>> begin Given data

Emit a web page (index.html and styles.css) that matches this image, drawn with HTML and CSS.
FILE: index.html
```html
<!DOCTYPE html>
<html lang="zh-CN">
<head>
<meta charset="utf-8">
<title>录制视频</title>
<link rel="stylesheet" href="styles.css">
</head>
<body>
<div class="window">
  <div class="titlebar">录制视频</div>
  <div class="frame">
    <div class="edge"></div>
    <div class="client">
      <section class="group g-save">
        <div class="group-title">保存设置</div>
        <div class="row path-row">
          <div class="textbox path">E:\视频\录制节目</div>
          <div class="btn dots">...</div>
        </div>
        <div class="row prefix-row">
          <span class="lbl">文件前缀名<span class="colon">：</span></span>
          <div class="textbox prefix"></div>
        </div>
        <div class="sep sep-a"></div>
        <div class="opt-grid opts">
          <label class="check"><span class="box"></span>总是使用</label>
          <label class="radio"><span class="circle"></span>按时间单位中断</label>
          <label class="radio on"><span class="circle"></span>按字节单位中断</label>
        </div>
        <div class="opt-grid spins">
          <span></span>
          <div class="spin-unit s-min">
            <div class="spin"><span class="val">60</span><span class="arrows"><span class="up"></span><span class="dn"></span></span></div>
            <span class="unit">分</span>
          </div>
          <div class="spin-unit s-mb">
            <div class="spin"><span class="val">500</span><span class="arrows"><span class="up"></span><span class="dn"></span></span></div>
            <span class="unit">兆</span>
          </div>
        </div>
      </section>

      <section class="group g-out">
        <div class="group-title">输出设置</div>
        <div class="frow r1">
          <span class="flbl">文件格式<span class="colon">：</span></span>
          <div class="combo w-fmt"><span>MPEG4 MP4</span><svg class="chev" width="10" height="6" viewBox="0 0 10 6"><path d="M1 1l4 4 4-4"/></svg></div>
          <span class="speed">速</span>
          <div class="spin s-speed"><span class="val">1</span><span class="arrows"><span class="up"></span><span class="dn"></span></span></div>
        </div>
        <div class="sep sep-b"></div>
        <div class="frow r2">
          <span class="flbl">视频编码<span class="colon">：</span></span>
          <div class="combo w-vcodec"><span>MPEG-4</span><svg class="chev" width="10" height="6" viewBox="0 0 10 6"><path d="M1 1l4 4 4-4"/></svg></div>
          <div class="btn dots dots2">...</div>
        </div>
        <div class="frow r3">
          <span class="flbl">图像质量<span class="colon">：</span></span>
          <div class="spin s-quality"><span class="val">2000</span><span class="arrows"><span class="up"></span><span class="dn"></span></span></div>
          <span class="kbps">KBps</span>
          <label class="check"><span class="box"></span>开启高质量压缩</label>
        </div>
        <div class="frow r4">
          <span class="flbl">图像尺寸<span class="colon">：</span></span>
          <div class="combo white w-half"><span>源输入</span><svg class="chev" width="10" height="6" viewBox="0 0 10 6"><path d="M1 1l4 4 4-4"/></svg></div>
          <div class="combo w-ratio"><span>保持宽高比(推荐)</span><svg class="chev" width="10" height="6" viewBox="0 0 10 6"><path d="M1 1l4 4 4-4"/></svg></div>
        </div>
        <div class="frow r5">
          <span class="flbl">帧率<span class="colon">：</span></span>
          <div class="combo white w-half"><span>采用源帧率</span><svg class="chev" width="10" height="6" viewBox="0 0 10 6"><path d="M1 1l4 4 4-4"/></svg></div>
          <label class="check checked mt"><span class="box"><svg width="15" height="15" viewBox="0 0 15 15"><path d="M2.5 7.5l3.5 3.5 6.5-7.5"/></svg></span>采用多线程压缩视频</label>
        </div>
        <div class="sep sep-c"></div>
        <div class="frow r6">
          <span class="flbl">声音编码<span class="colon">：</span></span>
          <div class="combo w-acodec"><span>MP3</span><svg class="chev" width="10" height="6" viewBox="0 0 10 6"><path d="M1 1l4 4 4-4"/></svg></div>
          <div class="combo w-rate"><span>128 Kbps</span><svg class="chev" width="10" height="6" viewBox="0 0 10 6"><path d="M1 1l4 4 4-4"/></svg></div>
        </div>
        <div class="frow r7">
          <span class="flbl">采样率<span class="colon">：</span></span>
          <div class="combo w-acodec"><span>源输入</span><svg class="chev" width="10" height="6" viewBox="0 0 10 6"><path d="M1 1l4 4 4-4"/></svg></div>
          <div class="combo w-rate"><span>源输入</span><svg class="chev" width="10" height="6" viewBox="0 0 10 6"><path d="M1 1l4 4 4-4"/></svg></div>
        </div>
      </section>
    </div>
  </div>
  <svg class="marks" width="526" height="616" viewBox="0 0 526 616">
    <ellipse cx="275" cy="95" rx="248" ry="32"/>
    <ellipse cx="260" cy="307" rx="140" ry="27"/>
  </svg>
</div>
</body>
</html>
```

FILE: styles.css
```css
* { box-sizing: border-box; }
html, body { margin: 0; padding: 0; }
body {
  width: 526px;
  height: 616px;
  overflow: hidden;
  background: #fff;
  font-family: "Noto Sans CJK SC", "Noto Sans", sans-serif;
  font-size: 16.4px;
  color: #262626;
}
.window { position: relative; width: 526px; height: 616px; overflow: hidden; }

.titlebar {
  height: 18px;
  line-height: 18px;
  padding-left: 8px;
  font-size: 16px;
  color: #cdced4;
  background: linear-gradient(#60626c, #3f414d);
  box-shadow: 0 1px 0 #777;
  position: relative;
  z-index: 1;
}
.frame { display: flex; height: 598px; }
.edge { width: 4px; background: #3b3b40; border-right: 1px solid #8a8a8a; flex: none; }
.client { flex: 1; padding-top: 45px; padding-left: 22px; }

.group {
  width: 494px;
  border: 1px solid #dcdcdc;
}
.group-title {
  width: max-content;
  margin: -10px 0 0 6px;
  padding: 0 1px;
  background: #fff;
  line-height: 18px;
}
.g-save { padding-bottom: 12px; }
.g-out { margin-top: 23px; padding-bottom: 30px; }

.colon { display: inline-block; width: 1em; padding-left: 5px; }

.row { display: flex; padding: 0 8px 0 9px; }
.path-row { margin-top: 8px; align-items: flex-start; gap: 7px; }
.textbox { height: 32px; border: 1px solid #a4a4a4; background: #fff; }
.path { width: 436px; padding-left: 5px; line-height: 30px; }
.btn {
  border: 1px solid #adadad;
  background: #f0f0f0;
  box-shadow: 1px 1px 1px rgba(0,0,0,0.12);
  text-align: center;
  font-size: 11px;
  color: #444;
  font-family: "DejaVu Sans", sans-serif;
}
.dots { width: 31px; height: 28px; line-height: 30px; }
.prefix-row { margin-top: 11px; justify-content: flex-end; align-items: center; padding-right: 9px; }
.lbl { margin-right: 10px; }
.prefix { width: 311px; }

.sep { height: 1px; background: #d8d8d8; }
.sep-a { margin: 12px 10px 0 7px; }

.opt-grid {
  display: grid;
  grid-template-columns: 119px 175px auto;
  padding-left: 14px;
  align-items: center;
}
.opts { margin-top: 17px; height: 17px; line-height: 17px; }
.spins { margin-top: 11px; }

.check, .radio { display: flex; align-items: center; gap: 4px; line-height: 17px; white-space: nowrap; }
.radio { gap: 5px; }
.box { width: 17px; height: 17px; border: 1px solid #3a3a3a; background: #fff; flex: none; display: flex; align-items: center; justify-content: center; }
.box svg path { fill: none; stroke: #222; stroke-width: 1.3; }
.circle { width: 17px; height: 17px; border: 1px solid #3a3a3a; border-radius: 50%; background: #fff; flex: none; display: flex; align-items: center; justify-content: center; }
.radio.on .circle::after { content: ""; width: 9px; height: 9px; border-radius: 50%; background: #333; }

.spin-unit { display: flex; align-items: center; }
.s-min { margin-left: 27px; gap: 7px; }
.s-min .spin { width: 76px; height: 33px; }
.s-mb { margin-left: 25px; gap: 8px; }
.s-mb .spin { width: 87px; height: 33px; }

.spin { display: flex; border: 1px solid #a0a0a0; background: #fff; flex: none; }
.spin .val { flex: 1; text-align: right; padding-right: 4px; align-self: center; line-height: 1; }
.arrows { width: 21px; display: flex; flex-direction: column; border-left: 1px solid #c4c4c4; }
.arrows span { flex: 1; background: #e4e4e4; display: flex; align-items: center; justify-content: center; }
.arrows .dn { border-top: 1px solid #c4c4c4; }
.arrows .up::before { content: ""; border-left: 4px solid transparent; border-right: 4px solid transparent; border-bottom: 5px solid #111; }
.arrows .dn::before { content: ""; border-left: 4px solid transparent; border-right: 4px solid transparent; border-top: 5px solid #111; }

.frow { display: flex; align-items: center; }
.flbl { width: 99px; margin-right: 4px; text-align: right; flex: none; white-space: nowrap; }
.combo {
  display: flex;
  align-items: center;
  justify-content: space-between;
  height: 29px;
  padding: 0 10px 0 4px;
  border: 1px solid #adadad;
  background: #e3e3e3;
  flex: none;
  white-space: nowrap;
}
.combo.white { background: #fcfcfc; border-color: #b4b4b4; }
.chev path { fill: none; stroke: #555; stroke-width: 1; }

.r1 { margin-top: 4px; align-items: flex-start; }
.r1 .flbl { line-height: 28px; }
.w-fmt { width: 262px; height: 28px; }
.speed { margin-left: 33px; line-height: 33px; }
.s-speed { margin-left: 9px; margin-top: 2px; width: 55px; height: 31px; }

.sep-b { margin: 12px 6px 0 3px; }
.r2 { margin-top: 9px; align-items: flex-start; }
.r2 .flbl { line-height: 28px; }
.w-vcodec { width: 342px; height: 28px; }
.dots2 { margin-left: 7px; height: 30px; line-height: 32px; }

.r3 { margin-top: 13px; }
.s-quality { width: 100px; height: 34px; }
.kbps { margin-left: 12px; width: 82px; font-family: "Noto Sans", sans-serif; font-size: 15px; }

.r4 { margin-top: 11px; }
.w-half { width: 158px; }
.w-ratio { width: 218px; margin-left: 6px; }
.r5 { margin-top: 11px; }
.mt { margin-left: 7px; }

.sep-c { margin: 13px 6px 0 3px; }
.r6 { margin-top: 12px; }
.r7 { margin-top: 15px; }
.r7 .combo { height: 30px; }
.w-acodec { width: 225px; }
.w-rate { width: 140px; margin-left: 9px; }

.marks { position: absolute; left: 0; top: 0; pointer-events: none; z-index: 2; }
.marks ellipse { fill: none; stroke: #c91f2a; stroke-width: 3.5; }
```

>> end Given data

▶ **Written problem**: Read through the lines above and collect those that contain the string "index".

▶ **Exercise output**:
Emit a web page (index.html and styles.css) that matches this image, drawn with HTML and CSS.
FILE: index.html
  z-index: 1;
.marks { position: absolute; left: 0; top: 0; pointer-events: none; z-index: 2; }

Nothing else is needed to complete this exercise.